We can proceed confidently without having to check for null before using that value.
Only when we have an Option<i8> (or whatever type of value we’re working with) do we have to worry about possibly not
having a value, and the compiler will make sure we handle that case before using the value.
In other words, you have to convert an Option<T> to a T before you can perform T operations with it.
Generally, this helps catch one of the most common issues with null: assuming that something isn’t null when it actually is.
Not having to worry about incorrectly assuming a not-null value helps you to be more confident in your code.
In order to have a value that can possibly be null, you must explicitly opt in by making the type of that value Option<T>.
Then, when you use that value, you are required to explicitly handle the case when the value is null.
Everywhere that a value has a type that isn’t an Option<T>, you can safely assume that the value isn’t null.
This was a deliberate design decision for Rust to limit null’s pervasiveness and increase the safety of Rust code.
So, how do you get the T value out of a Some variant when you have a value of type Option<T> so you can use that value?
In general, in order to use an Option<T> value, you want to have code that will handle each variant.
You want some code that will run only when you have a Some(T) value, and this code is allowed to use the inner T.
You want some other code to run if you have a None value, and that code doesn’t have a T value available.
The match expression is a control flow construct that does just this when used with enums:
it will run different code depending on which variant of the enum it has,
and that code can use the data inside the matching value.
The match Control Flow Operator
Rust has an extremely powerful control flow operator called match that allows you to compare a value
against a series of patterns and then execute code based on which pattern matches.
Patterns can be made up of literal values, variable names, wildcards, and many other things.
The power of match comes from the expressiveness of the patterns and the fact that the compiler
confirms that all possible cases are handled.
We can write a function that can take an unknown United States coin and, in a similar way as the counting machine, determine which coin it is and return its value in cents:
enum Coin {
Penny,
Nickel,
Dime,
Quarter,
}
fn value_in_cents(coin: Coin) -> u8 {
match coin {
Coin::Penny => 1,
Coin::Nickel => 5,
Coin::Dime => 10,
Coin::Quarter => 25,
}
}Let’s break down the match in the value_in_cents function.

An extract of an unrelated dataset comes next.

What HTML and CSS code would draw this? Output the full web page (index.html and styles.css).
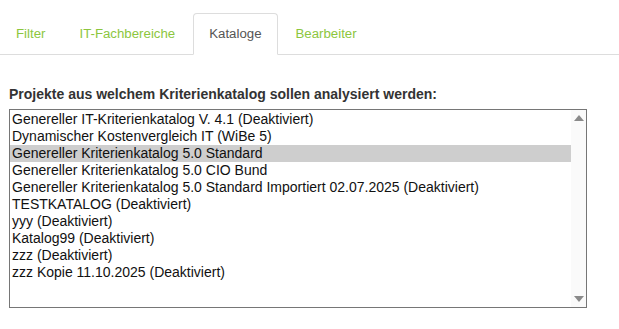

First, we list the match keyword followed by an expression, which in this case is the value coin.
This seems very similar to an expression used with if, but there’s a big difference:
with if, the expression needs to return a Boolean value, but here, it can be any type.
The type of coin in this example is the Coin enum that we defined on line 1.
Next are the match arms. An arm has two parts: a pattern and some code.
The first arm here has a pattern that is the value Coin::Penny and then the => operator that separates
the pattern and the code to run.
When the match expression executes, it compares the resulting value against the pattern of each arm, in order.
If a pattern matches the value, the code associated with that pattern is executed.
If that pattern doesn’t match the value, execution continues to the next arm.
The code associated with each arm is an expression, and the resulting value of the expression in the matching arm is the value that gets returned for the entire match expression.
Curly brackets typically aren’t used if the match arm code is short.
If you want to run multiple lines of code in a match arm, you can use curly brackets.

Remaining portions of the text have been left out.